PSMS Annual Wild Mushroom Show
The Puget Sound Mycological Society's annual show — 200+ Pacific Northwest mushroom species on display, expert identification, vendors, and cooking demonstrations. One of the largest mushroom exhibits in the US.
About the event
The Puget Sound Mycological Society's Annual Wild Mushroom Show, held each October at the Center for Urban Horticulture in Seattle's University District, is one of the largest and most comprehensive mushroom exhibitions in the United States. Now in its sixth decade, the show displays over 200 identified wild mushroom species collected from Pacific Northwest forests in the days immediately preceding the event, arranged in taxonomic and ecological groupings with detailed identification labels. The display is simultaneously a scientific exhibit and a sensory spectacle — the combined aroma of hundreds of mushroom species, the visual diversity of colors and forms, and the depth of information available from PSMS experts stationed throughout the room make this unlike any other natural history display in the region.
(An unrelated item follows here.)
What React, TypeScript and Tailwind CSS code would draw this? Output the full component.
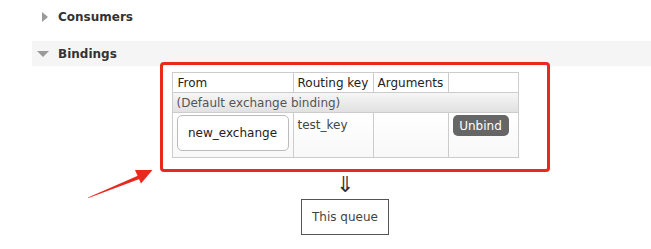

PSMS, founded in 1964, is one of the largest and most active mycological societies in North America. Its membership spans expert mycologists, serious foragers, citizen scientists, and the simply curious, and the annual show reflects that breadth. Expert identifiers are stationed throughout the exhibit to answer questions and help visitors understand what distinguishes similar-looking species — a practical skill that has real implications for anyone considering foraging wild mushrooms. The show typically runs two full days and draws several thousand visitors, including school groups, culinary professionals sourcing ingredients, and naturalists from across the Pacific Northwest.
The show's timing — the last weekend of October — is not arbitrary. This is when the Pacific Northwest's fall mushroom season is typically at or near its peak, ensuring that the collecting teams can find the widest diversity of species for the display. The weeks before the show are an intense collective effort: PSMS members fan out across the Cascades, Olympics, and lowland forests to collect, identify, and transport specimens that will then be carefully arranged and labeled for public viewing.
What to expect
The exhibit hall at the Center for Urban Horticulture is arranged with display tables organized by major groups: boletes, chanterelles and hedgehogs, amanitas (with clear toxicity labeling), gilled mushrooms by family, polypores, puffballs and earthstars, rusts and smuts, and specialty categories. Each specimen is labeled with common name, Latin name, edibility status, and brief ecological notes. PSMS expert volunteers circulate throughout, and most are happy to engage deeply on specific identification questions or general mycology topics.
Beyond the specimen display, the show includes a vendor area (featuring foraging books, field guides, mushroom identification tools, and specialty food products), cooking demonstrations using wild mushrooms, a mushroom art exhibition, and tables where visitors can bring their own foraged specimens for expert identification. The bring-your-own identification service is enormously popular and can involve a wait on busy days — bring your specimens in a paper bag, not plastic, and note where and on what substrate you found them. Admission is a modest fee that goes toward PSMS programs and conservation education.